The bill to amend the DMCA, the Digital Media Consumers Rights Act, was introduced in the House by Rep. Rick Boucher, D-Va.; Rep. Joe Barton, R-Texas; and Rep. John Doolittle, R-Calif. If passed, the bill would permit users to make copies of DVDs and other digital media for educational or research purposes. Supporters of the amendment, including education and consumer advocacy groups, say it would rightly extend the fair-use doctrine now enjoyed by users of print and analog media into the digital realm. But critics, including groups that represent digital content providers, argue the bill would weaken the copyright-protection measures that guard against digital piracy.
The DMCA amended U.S. copyright law to protect digitally recorded intellectual property from what Boucher has called the "twin threats" posed by the clarity of digitally recorded materials--the fact that copies of digitally recorded materials have the same quality and integrity as the original, no matter what their generation; and the ease with which pirated materials can be disseminated via the internet. The DMCA does so by making it illegal, under most circumstances, to circumvent digital locks placed on the content by copyright owners, even if the user's purposes are otherwise permitted under U.S. copyright law.
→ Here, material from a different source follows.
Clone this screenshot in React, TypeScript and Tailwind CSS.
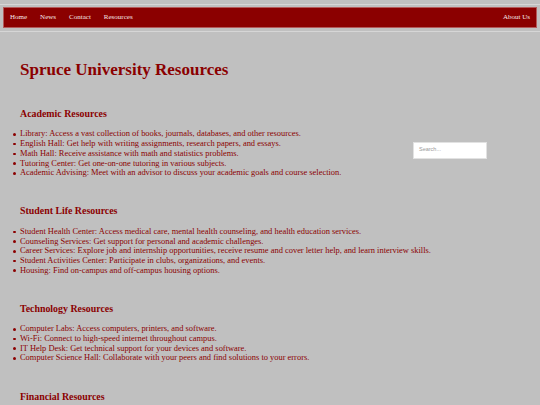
import React from "react";

const sections: { title: string; items: string[] }[] = [
  {
    title: "Academic Resources",
    items: [
      "Library: Access a vast collection of books, journals, databases, and other resources.",
      "English Hall: Get help with writing assignments, research papers, and essays.",
      "Math Hall: Receive assistance with math and statistics problems.",
      "Tutoring Center: Get one-on-one tutoring in various subjects.",
      "Academic Advising: Meet with an advisor to discuss your academic goals and course selection.",
    ],
  },
  {
    title: "Student Life Resources",
    items: [
      "Student Health Center: Access medical care, mental health counseling, and health education services.",
      "Counseling Services: Get support for personal and academic challenges.",
      "Career Services: Explore job and internship opportunities, receive resume and cover letter help, and learn interview skills.",
      "Student Activities Center: Participate in clubs, organizations, and events.",
      "Housing: Find on-campus and off-campus housing options.",
    ],
  },
  {
    title: "Technology Resources",
    items: [
      "Computer Labs: Access computers, printers, and software.",
      "Wi-Fi: Connect to high-speed internet throughout campus.",
      "IT Help Desk: Get technical support for your devices and software.",
      "Computer Science Hall: Collaborate with your peers and find solutions to your errors.",
    ],
  },
  {
    title: "Financial Resources",
    items: [],
  },
];

export default function App() {
  return (
    <div
      className="h-[405px] w-[540px] overflow-hidden bg-[#c0c0c0] text-[#8b0000]"
      style={{ fontFamily: '"Liberation Serif", "Times New Roman", serif' }}
    >
      <header className="mt-[4px] border-y border-[#d6d6d6] px-[3px] pt-[2px] pb-[3px]">
        <nav className="flex h-[21px] items-center justify-between border border-[#b45a5a] bg-[#8b0000] px-[6px] text-[7px] leading-none text-[#f6e8e8]">
          <div className="flex items-center gap-[13px]">
            <span>Home</span>
            <span>News</span>
            <span>Contact</span>
            <span>Resources</span>
          </div>
          <span>About Us</span>
        </nav>
      </header>

      <main className="px-[20px]">
        <h1 className="mt-[27.5px] text-[17px] font-bold leading-[19.5px]">
          Spruce University Resources
        </h1>

        <div className="mt-[29px] flex flex-col gap-[27.5px]">
          {sections.map((s, i) => (
            <section key={s.title}>
              {i === 0 && (
                <div className="float-right mt-[33.5px] mr-[33px] flex h-[17px] w-[74px] items-center border border-[#e2e2e2] bg-white pl-[5px]">
                  <span
                    className="text-[5.5px] leading-none text-[#9a9a9a]"
                    style={{ fontFamily: '"Liberation Sans", Arial, sans-serif' }}
                  >
                    Search...
                  </span>
                </div>
              )}
              <h3 className="mb-[10px] text-[9.9px] font-bold leading-[11.4px]">
                {s.title}
              </h3>
              {s.items.length > 0 && (
                <ul className="text-[8.44px] leading-[9.7px]">
                  {s.items.map((it) => (
                    <li key={it} className="flex whitespace-nowrap">
                      <span className="-ml-[7px] mr-[4.5px] mt-[3.8px] h-[2.5px] w-[2.5px] shrink-0 rounded-full bg-[#8b0000]" />
                      <span>{it}</span>
                    </li>
                  ))}
                </ul>
              )}
            </section>
          ))}
        </div>
      </main>
    </div>
  );
}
Opponents of the DMCA say it so tightly controls security over digitally recorded content that it unfairly prohibits what is defined elsewhere in the Copyright Act as fair use. Boucher's amendment aims to loosen restrictions to permit the bypassing of technical protections for the purposes of fair consumer and educational use and scientific research. To appease content providers, the bill also would have labels placed on product packages that say the digitally recorded materials being purchased are copyright-protected.
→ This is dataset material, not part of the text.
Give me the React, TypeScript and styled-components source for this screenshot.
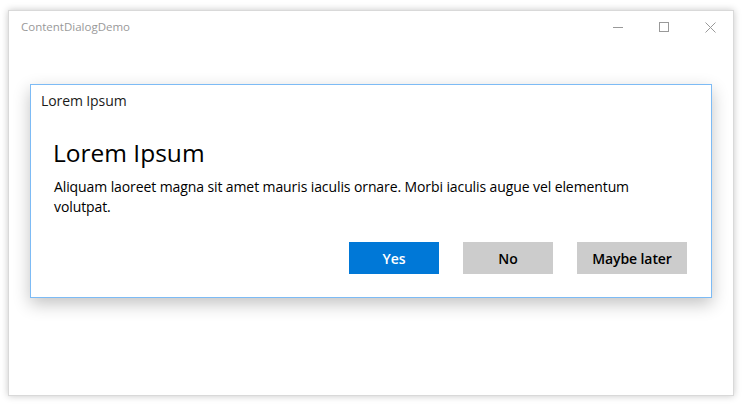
import React from "react";
import styled, { createGlobalStyle } from "styled-components";

const Global = createGlobalStyle`
  html, body { margin: 0; padding: 0; background: #ffffff; }
  body { font-family: "Open Sans", "Noto Sans", sans-serif; }
  * { box-sizing: border-box; }
`;

const Page = styled.div`
  width: 747px;
  height: 405px;
  padding: 10px 0 0 8px;
  background: #ffffff;
`;

const Window = styled.div`
  width: 726px;
  height: 386px;
  background: #ffffff;
  border: 1px solid #d9d9d9;
  box-shadow: 0 0 7px rgba(0, 0, 0, 0.22);
  display: flex;
  flex-direction: column;
`;

const TitleBar = styled.div`
  height: 31px;
  display: flex;
  align-items: center;
  padding-left: 12px;
`;

const AppTitle = styled.span`
  flex: 1;
  font-size: 11.5px;
  color: #999999;
`;

const Controls = styled.div`
  display: flex;
  height: 100%;
`;

const CtrlButton = styled.div`
  width: 46px;
  height: 100%;
  display: flex;
  align-items: center;
  justify-content: center;
  padding-top: 1px;
`;

const Dialog = styled.div`
  margin: 42px 21px 0;
  height: 214px;
  border: 1px solid #7dbbf5;
  background: #ffffff;
  box-shadow: 0 6px 16px rgba(0, 0, 0, 0.24);
  display: flex;
  flex-direction: column;
`;

const DialogCaption = styled.div`
  height: 27px;
  padding: 6px 0 0 10px;
  font-size: 14px;
  color: #1a1a1a;
  line-height: 20px;
  letter-spacing: -0.1px;
`;

const DialogBody = styled.div`
  padding: 25px 24px 0 23px;
  display: flex;
  flex-direction: column;
`;

const Heading = styled.h1`
  margin: 0 0 0 -1px;
  font-size: 24.5px;
  font-weight: 400;
  line-height: 32px;
  color: #000000;
`;

const Message = styled.p`
  margin: 8px 0 0;
  max-width: 595px;
  font-size: 14px;
  line-height: 20px;
  color: #000000;
  letter-spacing: -0.1px;
`;

const Actions = styled.div`
  display: flex;
  justify-content: flex-end;
  gap: 24px;
  margin-top: 25px;
`;

const Button = styled.button<{ $primary?: boolean; $w: number }>`
  width: ${(p) => p.$w}px;
  height: 32px;
  border: none;
  padding: 0;
  font-family: "Open Sans", "Noto Sans", sans-serif;
  font-size: 14px;
  font-weight: 600;
  letter-spacing: -0.1px;
  background: ${(p) => (p.$primary ? "#0078d7" : "#cccccc")};
  color: ${(p) => (p.$primary ? "#ffffff" : "#000000")};
`;

const Icon = styled.svg`
  display: block;
`;

export default function App() {
  return (
    <>
      <Global />
      <Page>
        <Window>
          <TitleBar>
            <AppTitle>ContentDialogDemo</AppTitle>
            <Controls>
              <CtrlButton>
                <Icon width="10" height="10" viewBox="0 0 10 10">
                  <line x1="0" y1="5.5" x2="10" y2="5.5" stroke="#999" strokeWidth="1" />
                </Icon>
              </CtrlButton>
              <CtrlButton>
                <Icon width="10" height="10" viewBox="0 0 10 10">
                  <rect x="0.5" y="0.5" width="9" height="9" fill="none" stroke="#999" strokeWidth="1" />
                </Icon>
              </CtrlButton>
              <CtrlButton>
                <Icon width="11" height="11" viewBox="0 0 11 11">
                  <path d="M0.5 0.5 L10.5 10.5 M10.5 0.5 L0.5 10.5" stroke="#999" strokeWidth="1" fill="none" />
                </Icon>
              </CtrlButton>
            </Controls>
          </TitleBar>
          <Dialog>
            <DialogCaption>Lorem Ipsum</DialogCaption>
            <DialogBody>
              <Heading>Lorem Ipsum</Heading>
              <Message>
                Aliquam laoreet magna sit amet mauris iaculis ornare. Morbi iaculis augue vel elementum volutpat.
              </Message>
              <Actions>
                <Button $primary $w={90}>Yes</Button>
                <Button $w={90}>No</Button>
                <Button $w={110}>Maybe later</Button>
              </Actions>
            </DialogBody>
          </Dialog>
        </Window>
      </Page>
    </>
  );
}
"For the movie and recording industries, legitimate educational and personal uses [of digitally recorded materials] are collateral damage in their attempts to stop piracy," said Kenneth DeGraff, policy advocate for the Consumers Union, a nonprofit testing and information organization that represents consumers.
"If, for example, a student has 10 movies and wants to show a total of five minutes of clips, technically, [he or she] can compile those clips, show them in a classroom, and everybody's better educated for it, were it not for an obscure federal law that prohibits [consumers] from using the media they buy in the way they want to use it," said DeGraff.
DeGraff said the proposed amendment is "so narrowly crafted that it only protects the educator's right to fair uses. You're still doing an illegal act if you're doing an illegal act."